Regia: Roger Michell Sceneggiatura: Richard Nelson. Musiche: Jeremy Sams. Costumi: Dinah Collin. Scenografia: Simon Bowles. Montaggio: Nicolas Gaster. Fotografia: Lol Crawley.
Interpreti: Bill Murray, Laura Linney, Samuel West, Olivia Colman, Elizabeth Marvel, Olivia Williams, Elizabeth Wilson, Eleanor Bron.
Produttore: Kevin Loader, Roger Michell, David Aukin.
Distribuzione: BIM Film.
Origine: Regno Unito, 2012. Durata: 94'.
Siamo nel Giugno del 1939, all’alba di una delle pagine più oscure e controverse della storia dell’umanità. Quella Seconda Guerra Mondiale che contribuì a ridefinire pressoché ogni cosa, non solo l’assetto politico e territoriale del globo (e del Vecchio Continente, soprattutto). A Royal Weekend ci porta nelle stanze di quello stravagante fine settimana, quando un Re ed un Presidente s’incontrarono per la prima volta al fine di discutere cosa ne sarebbe stato della vita di milioni di persone di lì a poco.
Favolistico o meno, questo è l’incipit del film. Un affresco a dire il vero pacato, leggero e per certi aspetti americano nei toni che va assumendo sequenza dopo sequenza. Quanto trasposto su questa pellicola ritrae l’incontro/scontro tra due mondi, che probabilmente mai come in quel singolo ed apparentemente banale episodio si sono sentiti così lontani eppure così vicini.

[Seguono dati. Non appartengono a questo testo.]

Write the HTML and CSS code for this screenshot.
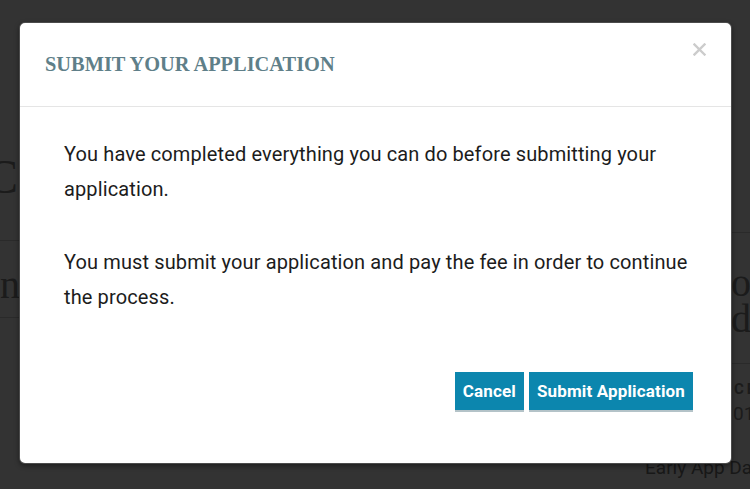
FILE: index.html
```html
<!DOCTYPE html>
<html lang="en">
<head>
<meta charset="utf-8">
<title>Submit Your Application</title>
<link rel="stylesheet" href="styles.css">
</head>
<body>
<div class="page">
  <div class="col-left">
    <h1 class="page-title">Complete Your Application</h1>
    <div class="plan-row"><span class="plan-name">n</span><span class="plan-tag">E</span></div>
  </div>
  <div class="col-right">
    <div class="deadline-big"><div>on</div><div>de</div></div>
    <div class="deadline-label">CE</div>
    <div class="deadline-date">01</div>
    <div class="deadline-note">Early App Date</div>
  </div>
</div>
<div class="backdrop"></div>
<div class="modal">
  <div class="modal-header">
    <h2 class="modal-title">SUBMIT YOUR APPLICATION</h2>
    <button class="close-btn" aria-label="Close">
      <svg width="13" height="13" viewBox="0 0 13 13"><path d="M1.5 1.5 L11.5 11.5 M11.5 1.5 L1.5 11.5" stroke="#cccccc" stroke-width="2.4" stroke-linecap="square"/></svg>
    </button>
  </div>
  <div class="modal-body">
    <p>You have completed everything you can do before submitting your application.</p>
    <p>You must submit your application and pay the fee in order to continue the process.</p>
  </div>
  <div class="modal-footer">
    <button class="btn">Cancel</button>
    <button class="btn">Submit Application</button>
  </div>
</div>
</body>
</html>
```
FILE: styles.css
```css
html, body {
  margin: 0;
  padding: 0;
}
body {
  width: 750px;
  height: 489px;
  overflow: hidden;
  background: #ffffff;
  position: relative;
  font-family: "Roboto", "Liberation Sans", sans-serif;
}
.page {
  display: flex;
  margin-left: -14px;
}
.col-left {
  width: 659px;
  flex: none;
}
.page-title {
  margin: 0;
  padding-top: 150px;
  padding-bottom: 36px;
  font-family: "Liberation Serif", serif;
  font-weight: normal;
  font-size: 48px;
  line-height: 54px;
  color: #888888;
  border-bottom: 1px solid #d2d2d2;
  white-space: nowrap;
}
.plan-row {
  padding: 24px 0 12px 14px;
  border-bottom: 1px solid #d2d2d2;
  white-space: nowrap;
  display: flex;
  align-items: flex-start;
}
.plan-name {
  font-family: "Liberation Serif", serif;
  font-size: 40px;
  line-height: 40px;
  color: #888888;
}
.plan-tag {
  font-size: 16px;
  margin-top: 6px;
  color: #2f7f94;
}
.col-right {
  flex: 1;
  padding-top: 232px;
  white-space: nowrap;
}
.deadline-big {
  border-top: 1px solid #d2d2d2;
  border-bottom: 1px solid #d2d2d2;
  padding: 32px 0 26px 86px;
  font-family: "Liberation Serif", serif;
  font-size: 40px;
  line-height: 36px;
  color: #888888;
}
.deadline-label {
  padding: 16px 0 0 89px;
  font-weight: bold;
  font-size: 15px;
  letter-spacing: 3px;
  color: #888888;
}
.deadline-date {
  padding: 4px 0 0 88px;
  font-size: 19px;
  color: #888888;
}
.deadline-note {
  padding-top: 31px;
  font-size: 19px;
  color: #777777;
}
.backdrop {
  position: absolute;
  inset: 0;
  background: rgba(0, 0, 0, 0.8);
}
.modal {
  position: absolute;
  left: 19px;
  top: 22px;
  width: 713px;
  height: 442px;
  box-sizing: border-box;
  background: #ffffff;
  border: 1px solid rgba(0, 0, 0, 0.7);
  border-radius: 6px;
  display: flex;
  flex-direction: column;
  box-shadow: 0 2px 5px rgba(0, 0, 0, 0.4);
}
.modal-header {
  display: flex;
  justify-content: space-between;
  align-items: flex-start;
  padding: 20px 25px 31px 25px;
  border-bottom: 1px solid #e5e5e5;
}
.modal-title {
  margin: 10px 0 0 0;
  font-family: "Liberation Serif", serif;
  font-weight: bold;
  font-size: 20.4px;
  line-height: 22px;
  color: #5f7f89;
}
.close-btn {
  border: none;
  background: none;
  padding: 0;
  margin: 0;
  width: 13px;
  height: 13px;
  display: block;
}
.close-btn svg {
  display: block;
}
.modal-body {
  padding: 30px 22px 0 44px;
  font-size: 20px;
  line-height: 35px;
  letter-spacing: 0.12px;
  color: #1c1c1c;
}
.modal-body p {
  margin: 0 0 38px 0;
}
.modal-body p:last-child {
  margin-bottom: 0;
}
.modal-footer {
  margin-top: auto;
  display: flex;
  justify-content: flex-end;
  gap: 5px;
  padding: 0 38px 51px 0;
}
.btn {
  height: 40px;
  box-sizing: border-box;
  padding: 0 8px;
  border: none;
  border-bottom: 2px solid #b4c3c8;
  background: #0c86ae;
  color: #ffffff;
  font-family: "Roboto", "Liberation Sans", sans-serif;
  font-weight: bold;
  font-size: 17px;
  letter-spacing: 0.15px;
  line-height: 39px;
}
```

Perché A Royal Weekend non può esimersi dal far politica indiretta, seppure non rientri tra le sue più immediate prerogative. In realtà davanti ci sono persone, uomini e donne, che nel film, come nella realtà, sembrano così palesemente recitare un copione già scritto. Agiti o meno che siano stati (da qualcuno o da qualcosa) questi individui, Michell e Nelson (rispettivamente, regista e sceneggiatore) cercano in qualche modo di accostare tali personaggi ad un’ordinarietà che sembrerebbe non appartenergli, salvo poi constatare l’ovvio, ossia che anche a quei livelli capita di ingurgitare hot dog.
Una fissa quella degli hot dog. La Regina Elisabetta è sconcertata alla sola idea di essere ricevuta in tal modo ad una visita ufficiale, peraltro così delicata. “Sarebbe come ricevere il Primo Ministro offrendogli delle salsicce“, dirà più o meno. Nella sua fobia per quella che all’epoca si era già imposta come una delle pietanze tipiche dei giovani Stati Uniti, si manifesta il disagio di una cultura a cui l’educazione del pargolo è sfuggita clamorosamente di mano.
In maniera a dire il vero sobria ma altrettanto efficace - pure un po’ giocherellona, se vogliamo - Michell si diverte a tratteggiare quasi da subito i profili dei suoi personaggi. Comprensibile la disparità di trattamento tra il presidente Roosevelt ed i reali d’Inghilterra, quest’ultimi sottoposti ad una raffigurazione velatamente canzonatoria, intrisa di un sarcasmo che oltremanica potrebbero non trovare poi così divertente. Eppure, inconsciamente, tale impronta lascia affiorare le differenze principali tra queste due culture, laddove alla rigida compostezza e ingessatura degli ospiti, viene opposta un’intraprendenza ed un’apparente noncuranza tipica da americano easy e compagnone.